Indonesia secara data dan fakta merupakan negara paling dermawan. Itu sudah jelas dan tidak perlu diragukan lagi, sudah menjadi sifat yang inheren di diri setiap warga Indonesia. Tidak heran jika lembaga dunia Charities Aid Foundation (CAF) menobatkan Indonesia berkali-kali sebagai negara paling dermawan di seantero jagat raya.
Kotak amal di minimarket, tempat ibadah, bahkan di pinggir jalan selalu penuh. Kumpulan arisan ibu-ibu dan kelompok majelis taklim pasti ada ritual ‘menyumbang’ entah untuk tujuan kemanusiaan atau sekadar membeli peralatan atau seragam yang sebetulnya tidak penting-penting amat, namun karena jiwa kedermawanannya tinggi selalu memenuhi target.
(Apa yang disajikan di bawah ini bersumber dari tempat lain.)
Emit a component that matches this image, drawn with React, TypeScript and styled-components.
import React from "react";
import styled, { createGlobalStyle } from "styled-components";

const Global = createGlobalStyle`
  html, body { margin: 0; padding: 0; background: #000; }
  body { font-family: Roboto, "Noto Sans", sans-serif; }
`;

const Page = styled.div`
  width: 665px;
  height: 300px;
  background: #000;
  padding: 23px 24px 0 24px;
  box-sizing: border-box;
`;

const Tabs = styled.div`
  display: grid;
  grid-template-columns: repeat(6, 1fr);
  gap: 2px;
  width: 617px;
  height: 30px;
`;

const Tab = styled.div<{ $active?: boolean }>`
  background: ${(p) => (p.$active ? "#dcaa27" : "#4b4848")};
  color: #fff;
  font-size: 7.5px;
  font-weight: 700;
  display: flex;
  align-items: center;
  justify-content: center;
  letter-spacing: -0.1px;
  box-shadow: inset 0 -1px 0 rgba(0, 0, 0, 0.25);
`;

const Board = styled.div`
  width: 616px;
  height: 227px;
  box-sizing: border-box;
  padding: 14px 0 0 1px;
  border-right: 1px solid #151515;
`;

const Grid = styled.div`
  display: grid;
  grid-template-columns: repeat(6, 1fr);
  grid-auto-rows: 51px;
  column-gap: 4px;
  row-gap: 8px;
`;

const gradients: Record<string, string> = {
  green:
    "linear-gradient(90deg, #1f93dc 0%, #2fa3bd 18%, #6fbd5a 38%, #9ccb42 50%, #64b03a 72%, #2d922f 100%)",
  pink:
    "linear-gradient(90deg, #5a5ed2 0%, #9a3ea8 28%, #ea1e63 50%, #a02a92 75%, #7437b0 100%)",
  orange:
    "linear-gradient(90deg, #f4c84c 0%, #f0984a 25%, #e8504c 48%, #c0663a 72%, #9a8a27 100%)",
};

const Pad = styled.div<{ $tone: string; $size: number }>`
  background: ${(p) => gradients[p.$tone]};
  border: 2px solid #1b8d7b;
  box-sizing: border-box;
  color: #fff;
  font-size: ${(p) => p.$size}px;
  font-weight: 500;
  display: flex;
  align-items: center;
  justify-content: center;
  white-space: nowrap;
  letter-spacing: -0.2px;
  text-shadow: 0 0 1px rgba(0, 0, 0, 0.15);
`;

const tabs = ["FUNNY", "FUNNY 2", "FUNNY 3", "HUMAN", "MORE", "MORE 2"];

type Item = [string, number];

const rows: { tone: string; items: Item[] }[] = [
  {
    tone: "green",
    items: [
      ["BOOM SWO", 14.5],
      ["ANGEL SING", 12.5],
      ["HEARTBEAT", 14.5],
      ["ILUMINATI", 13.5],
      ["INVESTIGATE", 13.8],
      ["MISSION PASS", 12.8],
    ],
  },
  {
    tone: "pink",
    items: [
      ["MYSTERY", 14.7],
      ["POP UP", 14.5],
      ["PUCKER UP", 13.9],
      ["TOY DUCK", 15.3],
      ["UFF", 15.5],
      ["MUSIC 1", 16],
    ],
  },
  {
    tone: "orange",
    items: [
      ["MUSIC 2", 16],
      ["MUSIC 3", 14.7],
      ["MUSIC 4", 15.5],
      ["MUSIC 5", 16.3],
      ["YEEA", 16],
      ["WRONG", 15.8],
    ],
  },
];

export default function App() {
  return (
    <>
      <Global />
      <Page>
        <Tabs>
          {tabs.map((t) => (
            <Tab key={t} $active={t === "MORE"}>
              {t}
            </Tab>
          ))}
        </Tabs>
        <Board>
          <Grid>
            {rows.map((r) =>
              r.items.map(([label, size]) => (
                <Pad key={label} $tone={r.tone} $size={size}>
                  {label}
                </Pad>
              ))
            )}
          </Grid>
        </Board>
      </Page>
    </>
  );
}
Pesta pernikahan kita biasa kasih amplop. Nyumbang modal buat si pengantin dalam mengarungi kehidupan. Khitanan kasih amplop juga. Kumpulan bapak-bapak yang memiliki hobi yang sama, misalnya kelompok turing, ujung-ujungnya nyumbang juga untuk kegiatan tertentu.
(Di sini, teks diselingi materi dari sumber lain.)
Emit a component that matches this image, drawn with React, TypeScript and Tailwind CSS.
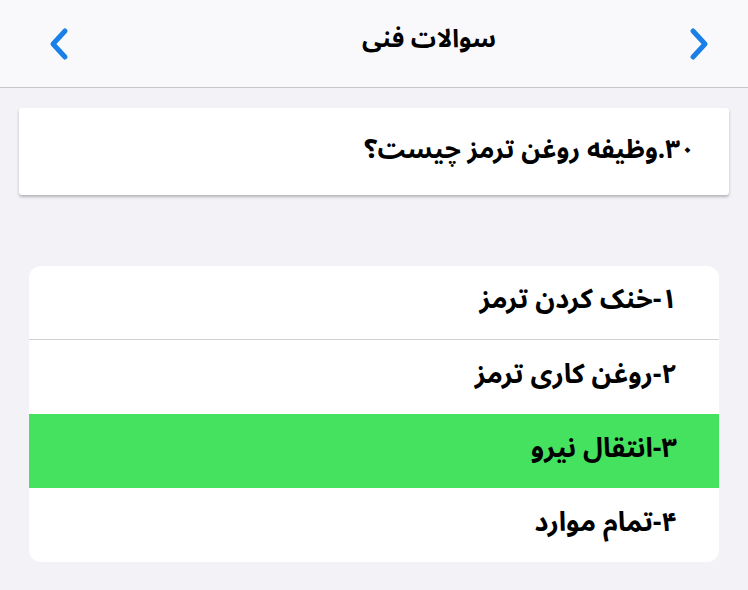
const OPTIONS = [
  { label: '۱-خنک کردن ترمز', correct: false },
  { label: '۲-روغن کاری ترمز', correct: false },
  { label: '۳-انتقال نیرو', correct: true },
  { label: '۴-تمام موارد', correct: false },
];

function Chevron({ dir }: { dir: 'left' | 'right' }) {
  return (
    <svg width="24" height="34" viewBox="0 0 24 34" fill="none">
      <path
        d={dir === 'left' ? 'M19 4 L7 17 L19 30' : 'M5 4 L17 17 L5 30'}
        stroke="#1a7fe6"
        strokeWidth="5"
        strokeLinecap="round"
        strokeLinejoin="round"
      />
    </svg>
  );
}

export default function App() {
  return (
    <div
      dir="rtl"
      className="w-[748px] h-[590px] bg-[#f2f2f7] text-black overflow-hidden"
      style={{ fontFamily: '"Noto Sans Arabic", "DejaVu Sans", sans-serif' }}
    >
      {/* Nav bar */}
      <div className="h-[88px] bg-[#f9f9fb] border-b border-[#c8c8cc] flex items-center justify-between pr-[36px] pl-[46px]">
        <Chevron dir="right" />
        <h1 className="text-[25px] font-bold pb-2 pl-[100px]">سوالات فنی</h1>
        <Chevron dir="left" />
      </div>

      {/* Question */}
      <div className="mx-[19px] mt-[20px] h-[87px] bg-white rounded-[3px] shadow-[0_2px_3px_rgba(0,0,0,0.25)] flex items-center pr-[34px]">
        <p className="text-[26px] font-bold pb-1">۳۰.وظیفه روغن ترمز چیست؟</p>
      </div>

      {/* Options */}
      <div className="mx-[29px] mt-[71px] bg-white rounded-[12px] overflow-hidden">
        {OPTIONS.map((o, i) => (
          <div
            key={i}
            className={
              'h-[74px] flex items-center pr-[42px] ' +
              (o.correct ? 'bg-[#45e25f] ' : '') +
              (i === 0 ? 'border-b border-[#d0d0d4]' : '')
            }
          >
            <span className="text-[27px] font-bold pb-1">{o.label}</span>
          </div>
        ))}
      </div>
    </div>
  );
}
Parkir sebentar di ruko ngasih tips. Kategorinya nyumbang juga. Ke peminta-minta di jalan raya pun nyumbang. Sudah tidak aneh pemandangan orang-orang menyediakan uang pecahan kecil di mobil hanya untuk memberikan tips, entah untuk peminta-minta, pengamen, dan banyak jenis lagi. Itu semua demi sebuah ritual mulia: ‘menyumbang’.
Pokoknya–sengaja menggunakan kata pokoknya karena jika dirinci akan banyak sekali–setiap sendi kehidupan masyarakat di Indonesia sangat akrab dengan kegiatan kedermawanan, charity, fundraising, philantrophy, dan istilah lainnya.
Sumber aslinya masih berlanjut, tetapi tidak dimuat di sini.